Like other notable European ex-pats in Hollywood, e.g. Castelnuovo-Tedesco or Ernst Toch, Tansman
found himself working for the movies, mostly anonymously - (ghost) writing cues for often
lesser Tinseltown in -house studio composers without a credit. The present collection features
the 4-CD Chandos series of his Symphonies, plus three other CDs with miscellaneous orchestral
works like the Violin- and Cello Concertos, the ballet The Ten Commandments, and the Concerto
for Orchestra. The bonus discs are from DUX, Koch Schwann and Marco Polo,respectively.

Enjoy! Don't share! Buy the originals! :)

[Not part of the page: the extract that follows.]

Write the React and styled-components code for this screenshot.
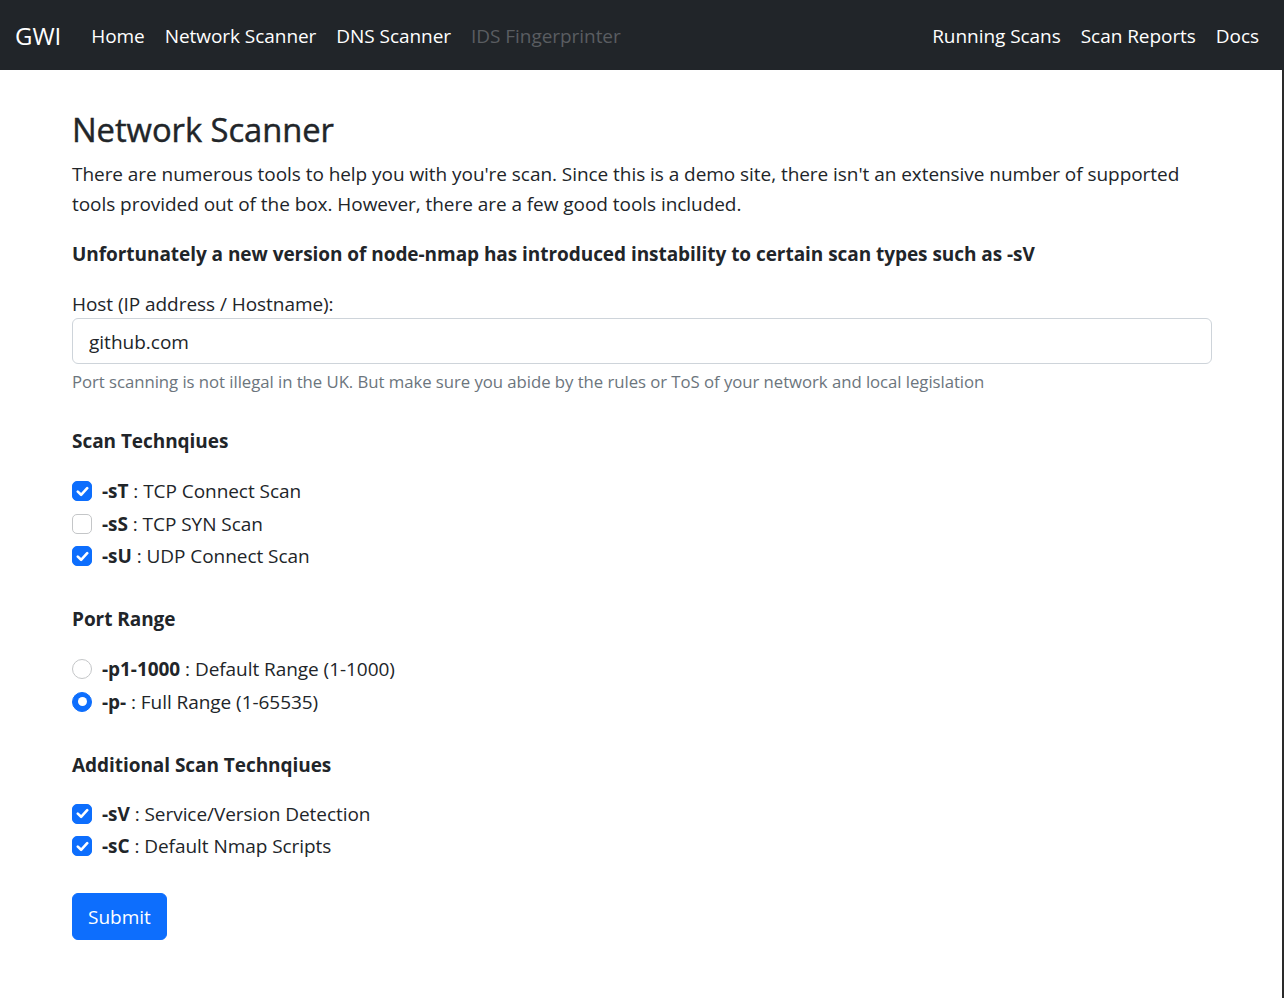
import React from "react";
import styled, { createGlobalStyle } from "styled-components";

const GlobalStyle = createGlobalStyle`
  * { box-sizing: border-box; }
  body {
    margin: 0;
    font-family: "Open Sans", "Noto Sans", sans-serif;
    font-size: 19px;
    letter-spacing: -0.05px;
    line-height: 30px;
    color: #212529;
    background: #fff;
  }
`;

const Page = styled.div`
  min-height: 100vh;
  box-shadow: inset -2px 0 0 #2a2a2a;
`;

const Navbar = styled.nav`
  height: 70px;
  background: #212529;
  display: flex;
  align-items: center;
  padding: 2px 15px 0;
`;

const Brand = styled.a`
  font-size: 24px;
  color: #fff;
  margin-right: 20px;
  text-decoration: none;
`;

const NavList = styled.div`
  display: flex;
  align-items: center;
  margin-left: ${(p) => (p.$right ? "auto" : "0")};
`;

const NavLink = styled.a`
  padding: 0 10px;
  font-size: 19px;
  color: ${(p) => (p.$disabled ? "#5a5d61" : "#fff")};
  text-decoration: none;
`;

const Container = styled.main`
  width: 1140px;
  margin: 0 0 0 72px;
  padding-top: 40px;
  padding-bottom: 58px;
`;

const Title = styled.h1`
  font-size: 32.75px;
  font-weight: 400;
  -webkit-text-stroke: 0.45px #212529;
  line-height: 40px;
  margin: 0 0 9px;
`;

const Lead = styled.p`
  margin: 0 0 20px;
  font-weight: ${(p) => (p.$bold ? 700 : 400)};
`;

const Label = styled.label`
  display: block;
  line-height: 30px;
  margin-bottom: -1px;
`;

const Input = styled.input`
  display: block;
  width: 100%;
  height: 46px;
  padding: 1px 16px 0;
  font: inherit;
  color: #212529;
  border: 1px solid #ced4da;
  border-radius: 6px;
  outline: none;
`;

const Help = styled.div`
  margin-top: 5px;
  font-size: 16.75px;
  line-height: 26px;
  color: #6c757d;
`;

const Section = styled.section`
  margin-top: ${(p) => (p.$first ? "31px" : "33px")};
`;

const SectionTitle = styled.h6`
  margin: 0 0 ${(p) => (p.$tight ? "19px" : "20px")};
  font-size: 19px;
  font-weight: 700;
  line-height: 30px;
`;

const Check = styled.label`
  display: flex;
  align-items: center;
  height: 30px;
  margin-bottom: 2.5px;
`;

const Box = styled.span`
  flex: none;
  width: 20px;
  height: 20px;
  margin-right: 10px;
  display: flex;
  align-items: center;
  justify-content: center;
  border: 1px solid ${(p) => (p.$on ? "#0d6efd" : "#c4c6c8")};
  border-radius: ${(p) => (p.$round ? "50%" : "5px")};
  background: ${(p) => (p.$on ? "#0d6efd" : "#fff")};
`;

const Dot = styled.span`
  width: 9px;
  height: 9px;
  border-radius: 50%;
  background: #fff;
`;

const Flag = styled.b`
  font-weight: 700;
`;

const Button = styled.button`
  margin-top: 29px;
  height: 47px;
  padding: 1px 15px 0;
  font: inherit;
  color: #fff;
  background: #0d6efd;
  border: 1px solid #0d6efd;
  border-radius: 6px;
`;

const Tick = () => (
  <svg width="13" height="11" viewBox="0 0 13 11" fill="none">
    <path d="M1.8 5.6l3.3 3.2 6.1-6.6" stroke="#fff" strokeWidth="2.6" strokeLinecap="round" strokeLinejoin="round" />
  </svg>
);

const Option = ({ flag, text, on, round }) => (
  <Check>
    <Box $on={on} $round={round}>
      {on && (round ? <Dot /> : <Tick />)}
    </Box>
    <span>
      <Flag>{flag}</Flag> : {text}
    </span>
  </Check>
);

export default function App() {
  return (
    <Page>
      <GlobalStyle />
      <Navbar>
        <Brand href="#">GWI</Brand>
        <NavList>
          <NavLink href="#">Home</NavLink>
          <NavLink href="#">Network Scanner</NavLink>
          <NavLink href="#">DNS Scanner</NavLink>
          <NavLink $disabled>IDS Fingerprinter</NavLink>
        </NavList>
        <NavList $right>
          <NavLink href="#">Running Scans</NavLink>
          <NavLink href="#">Scan Reports</NavLink>
          <NavLink href="#">Docs</NavLink>
        </NavList>
      </Navbar>
      <Container>
        <Title>Network Scanner</Title>
        <Lead>
          There are numerous tools to help you with you're scan. Since this is a demo site, there isn't an extensive
          number of supported tools provided out of the box. However, there are a few good tools included.
        </Lead>
        <Lead $bold>
          Unfortunately a new version of node-nmap has introduced instability to certain scan types such as -sV
        </Lead>
        <Label>Host (IP address / Hostname):</Label>
        <Input defaultValue="github.com" />
        <Help>
          Port scanning is not illegal in the UK. But make sure you abide by the rules or ToS of your network and local
          legislation
        </Help>

        <Section $first>
          <SectionTitle>Scan Technqiues</SectionTitle>
          <Option flag="-sT" text="TCP Connect Scan" on />
          <Option flag="-sS" text="TCP SYN Scan" />
          <Option flag="-sU" text="UDP Connect Scan" on />
        </Section>

        <Section>
          <SectionTitle>Port Range</SectionTitle>
          <Option flag="-p1-1000" text="Default Range (1-1000)" round />
          <Option flag="-p-" text="Full Range (1-65535)" round on />
        </Section>

        <Section>
          <SectionTitle $tight>Additional Scan Technqiues</SectionTitle>
          <Option flag="-sV" text="Service/Version Detection" on />
          <Option flag="-sC" text="Default Nmap Scripts" on />
        </Section>

        <Button>Submit</Button>
      </Container>
    </Page>
  );
}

Music Composed by Alexandre Tansman
Played by the Melbourne Symphony Orchestra & Orchestra della Svizzera Italiana
Conducted by Oleg Caetani

bonus discs featuring, a.o.
Bartosz Kajler (violin) & Sebastian Hess (cello)
Played by the Podlasie Opera Orchestra, NDR Radio Philharmonic
And the Moscow Symphony Orchestra
Conducted by Israel Yinon, Antonio de Almeida & Marcin Nalecz-Niesiolowski

"The joint Caetani-Chandos-Tansman symphonic cycle has pretty much sidled into the catalogue and has
received little acclaim. This imaginative music merits better treatment.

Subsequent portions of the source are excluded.